Androniki Pappa, 2019 graduate and Architectural Assistant at Alexandra Steed Urban

I learnt to think about architecture as a diverse discipline, to break the boundaries of design and research, and to explore my career potential at a world-renowned institution.

Longhua Gu, 2019 graduate and architect at Benoy Ltd. London studio

The theoretical and practical methodology of this programme, as well as the weekly discussion of contemporary issues, provided me with a refreshing and critical approach to rethinking heritage practice, addressing hegemonic power relations and the climate crisis that compromises our historic environments today.

Francisca Pimentel, 2021 graduate and Senior Architect at the Chilean Studio Tándem


Core modules

Issues in Historic Urban Environments (15 credits)

Module coordinator: Prof Edward Denison and Dr Emily Mann

In this module students are introduced to the issues, approaches and questions related to historical research. They consider how architectural disciplines express concepts and theories regarding urban environments in case studies ranging from rapidly growing economies to developing nations. 

Design Research for Historic Environments (15 credits)

Module coordinators: Maxwell Mutanda and Lakshmi Rajendran

Students learn about the different design-based research methods they will need throughout the programme, including elements of design, architectural history and theory, cultural studies and urban theory. Students investigate contemporary architectural solutions, urban conditions and social, economic and cultural practices, and propose creative interventions that challenge, reinterpret, reuse and enhance the historic environment. 

Design Practice for Historic Environments (30 credits)

Module coordinators: Maxwell Mutanda and Lakshmi Rajendran

The work undertaken on this module builds upon the knowledge and skills gained in Design Research for Historic Environments.
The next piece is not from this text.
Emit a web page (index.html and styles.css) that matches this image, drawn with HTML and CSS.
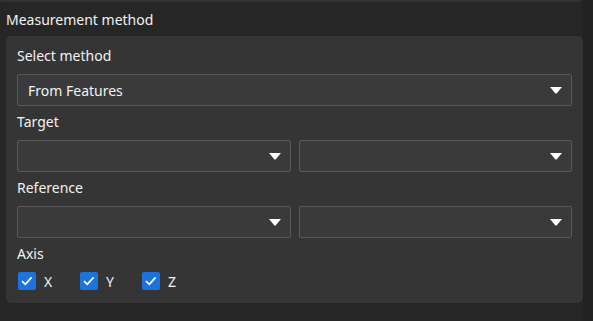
FILE: index.html
```html
<!DOCTYPE html>
<html>
<head>
    <title>Measurement method</title>
    <link rel="stylesheet" href="styles.css">
</head>
<body>
    <div class="page">
        <div class="main">
            <div class="top-panel"></div>
            <div class="section-title">Measurement method</div>
            <div class="card">
                <div class="label first">Select method</div>
                <div class="combo">
                    <span class="combo-text">From Features</span>
                    <svg class="arrow" width="12" height="7" viewBox="0 0 12 7"><path d="M0 0 H12 L7 6 Q6 7 5 6 Z" fill="#ffffff"/></svg>
                </div>

                <div class="label">Target</div>
                <div class="combo-row">
                    <div class="combo">
                        <span class="combo-text"></span>
                        <svg class="arrow" width="12" height="7" viewBox="0 0 12 7"><path d="M0 0 H12 L7 6 Q6 7 5 6 Z" fill="#ffffff"/></svg>
                    </div>
                    <div class="combo">
                        <span class="combo-text"></span>
                        <svg class="arrow" width="12" height="7" viewBox="0 0 12 7"><path d="M0 0 H12 L7 6 Q6 7 5 6 Z" fill="#ffffff"/></svg>
                    </div>
                </div>

                <div class="label">Reference</div>
                <div class="combo-row">
                    <div class="combo">
                        <span class="combo-text"></span>
                        <svg class="arrow" width="12" height="7" viewBox="0 0 12 7"><path d="M0 0 H12 L7 6 Q6 7 5 6 Z" fill="#ffffff"/></svg>
                    </div>
                    <div class="combo">
                        <span class="combo-text"></span>
                        <svg class="arrow" width="12" height="7" viewBox="0 0 12 7"><path d="M0 0 H12 L7 6 Q6 7 5 6 Z" fill="#ffffff"/></svg>
                    </div>
                </div>

                <div class="label">Axis</div>
                <div class="axis-row">
                    <div class="check-item">
                        <span class="checkbox"><svg width="18" height="18" viewBox="0 0 18 18"><path d="M4 9.2 L7.3 12.3 L13.6 5.4" fill="none" stroke="#ffffff" stroke-width="1.8"/></svg></span>
                        <span class="check-text">X</span>
                    </div>
                    <div class="check-item">
                        <span class="checkbox"><svg width="18" height="18" viewBox="0 0 18 18"><path d="M4 9.2 L7.3 12.3 L13.6 5.4" fill="none" stroke="#ffffff" stroke-width="1.8"/></svg></span>
                        <span class="check-text">Y</span>
                    </div>
                    <div class="check-item">
                        <span class="checkbox"><svg width="18" height="18" viewBox="0 0 18 18"><path d="M4 9.2 L7.3 12.3 L13.6 5.4" fill="none" stroke="#ffffff" stroke-width="1.8"/></svg></span>
                        <span class="check-text">Z</span>
                    </div>
                </div>
            </div>
        </div>
        <div class="side-strip"></div>
    </div>
</body>
</html>
```
FILE: styles.css
```css
body {
    margin: 0;
    background-color: #262626;
    color: #f2f2f2;
    font-family: "Noto Sans", "Open Sans", sans-serif;
    font-size: 14px;
}

.page {
    display: flex;
    height: 321px;
}

.main {
    width: 583px;
}

.side-strip {
    flex: 1;
    background-color: #222222;
}

.top-panel {
    height: 2px;
    margin-right: 2px;
    background-color: #333333;
    border-radius: 0 0 3px 3px;
}

.section-title {
    height: 20px;
    line-height: 20px;
    padding: 8px 0 0 6px;
    margin-bottom: 6px;
}

.card {
    margin-left: 6px;
    padding: 10px 11px 13px 11px;
    background-color: #353535;
    border-radius: 5px;
}

.label {
    height: 20px;
    line-height: 20px;
    margin: 6px 0 8px 0;
}

.label.first {
    margin-top: 0;
}

.combo-row {
    display: flex;
    gap: 8px;
}

.combo {
    flex: 1;
    display: flex;
    align-items: center;
    height: 30px;
    padding: 0 9px 0 10px;
    background-color: #3a3a3a;
    border: 1px solid #5a5a5a;
    border-radius: 2px;
}

.combo-text {
    flex: 1;
}

.arrow {
    display: block;
}

.axis-row {
    display: flex;
    padding-left: 1px;
}

.check-item {
    display: flex;
    align-items: center;
    width: 62px;
    height: 18px;
}

.checkbox {
    width: 18px;
    height: 18px;
    background-color: #1a74dc;
    border-radius: 2px;
    margin-right: 8px;
}

.checkbox svg {
    display: block;
}
```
Students develop their own design proposals for either reusing and reshaping a chosen site or producing a broader design strategy for an urban environment. Students develop their skills in digital design and fabrication and can present their project in the form of a portfolio, or physical or digital models, a series of photographs or drawings, or an animation or film. 

Surveying and Recording of Cities (30 credits)

Module coordinator: Dr Sarah Milne

Through a series of lectures, seminars, practical workshops and walking tours of London, this module teaches students how to document urban historic environments in social contexts.

Using London as a case study, students also explore methods for the surveying, researching and recording of architectural heritage in cities, keeping in mind that urban fabric is an expression of social history. Students build a robust knowledge of how to read the city, its architecture and its topography with a view to understanding historic context, as well as techniques for assessing and investigating architectural heritage, such as fabric analysis and archival research, including the use of online resources. 

Final Project (60 credits)

Module coordinators: Professor Edward Denison, Maxwell Mutanda and Lakshmi Rajendran

Guided by their specialist supervisors, students draw upon the work carried out over the course of the year to produce an original research project in the form of a dissertation, design proposal, film, artwork, gallery installation or digital scripting. Students’ research projects can be sited anywhere in the world and examine how the historic architectural and urban contexts, or the role of design, theorisation implementation and management, can help to reinterpret and reinvigorate the existing urban fabric.  

Optional modules

Students complete 30 credits from modules either on this programme or other programmes at The Bartlett School of Architecture. Options include, but are not limited to:

3D Scanning for Urban Environments (15/30 credits)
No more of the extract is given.